It would increase cost and complexity greatly. If I could get it for free, then I would take it, but I have lot more important things I want router vendors fix first. I do wish vendor would do is test box with attack vectors and implement sane defaults (IOS-XR is relatively good in this respect, or maybe it just looks that way as rest of them are really bad with their defaults). Very recently I had chat with GSR owner who was happy how GSR/IOS is solid DDoS resistant platform, while actually it is impossible to protect GSR/IOS (outside iACL) as none of the protections (rACL/CoPP) are implemented in hardware. 7600 is reasonably good for its age in this matter. But even modern examples, like MX80 completely fail with defaults. Killed MX80 in lab with bit over 5Mbps of IP options. Protection is quite easy but still most people do not do it, so vendors really should ship boxes with saner defaults. -- ++ytti
On 30/09/2011 15:45, Christopher Morrow wrote:
traceroute could certainly be handled in the fastpath.
which traceroute? icmp? udp? tcp? Traceroute is not a single protocol.
what is that limit? from a single port? from a single linecard? from a chassis? how about we remove complexity here and just deal with this in the fastpath?
on a pfc3, the mls rate limiters deal with handling all punts from the chassis to the RP. It's difficult to handle this in any other way.
My point in calling this all 'stupid' is that by now we all have been burned by this sort of behavior, vendors have heard from all of us that 'this is really not a good answer', enough is enough please stop doing this.
"This is a Hard Problem". There is a balance to be drawn between hardware complexity, cost and lifecycle. In the case of the PFC3, we're talking about hardware which was released in 2000 - 11 years ago. The ipv6 fragment punting problem was fixed in the pfc3c, which was released in 2003. I'm aware that cisco is still selling the pfc3b, but they really only push the rsp720 for internet stuff (if they're pushing the 6500/7600 line at all). Nick
On Fri, 30 Sep 2011, Nick Hilliard wrote:
On 30/09/2011 15:45, Christopher Morrow wrote:
traceroute could certainly be handled in the fastpath.
which traceroute? icmp? udp? tcp? Traceroute is not a single protocol.
what is that limit? from a single port? from a single linecard? from a chassis? how about we remove complexity here and just deal with this in the fastpath?
on a pfc3, the mls rate limiters deal with handling all punts from the chassis to the RP. It's difficult to handle this in any other way.

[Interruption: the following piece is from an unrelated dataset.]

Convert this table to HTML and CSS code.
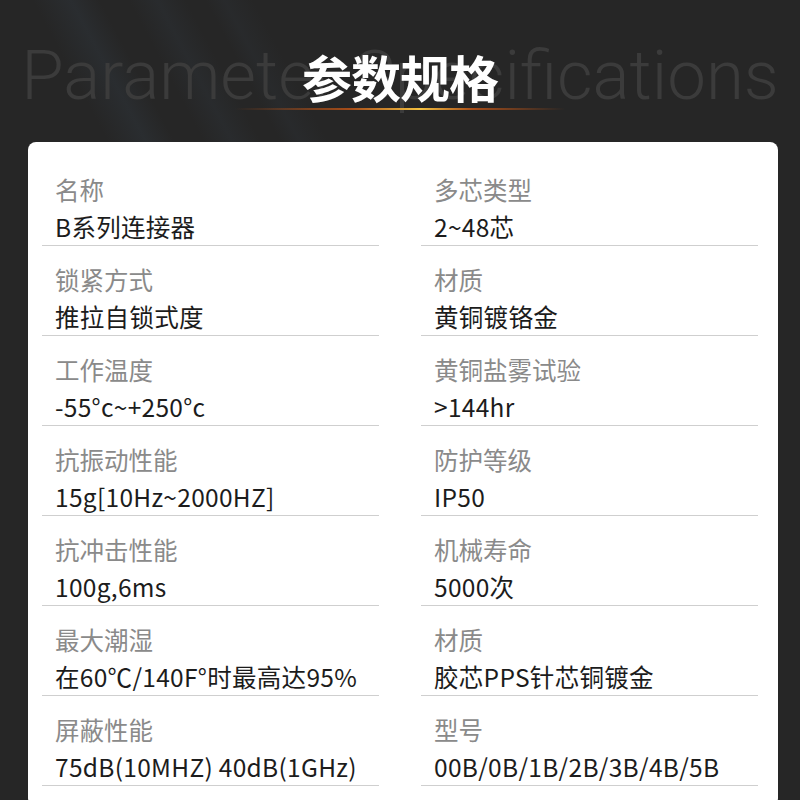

My point in calling this all 'stupid' is that by now we all have been burned by this sort of behavior, vendors have heard from all of us that 'this is really not a good answer', enough is enough please stop doing this.
"This is a Hard Problem". There is a balance to be drawn between hardware complexity, cost and lifecycle. In the case of the PFC3, we're talking about hardware which was released in 2000 - 11 years ago. The ipv6 fragment punting problem was fixed in the pfc3c, which was released in 2003. I'm aware that cisco is still selling the pfc3b, but they really only push the rsp720 for internet stuff (if they're pushing the 6500/7600 line at all).
They are pushing sup2T - however more for enterprise ip layer (6500 series). Regards, Janos Mohacsi
On 30/09/2011 16:38, Mohacsi Janos wrote:
They are pushing sup2T - however more for enterprise ip layer (6500 series).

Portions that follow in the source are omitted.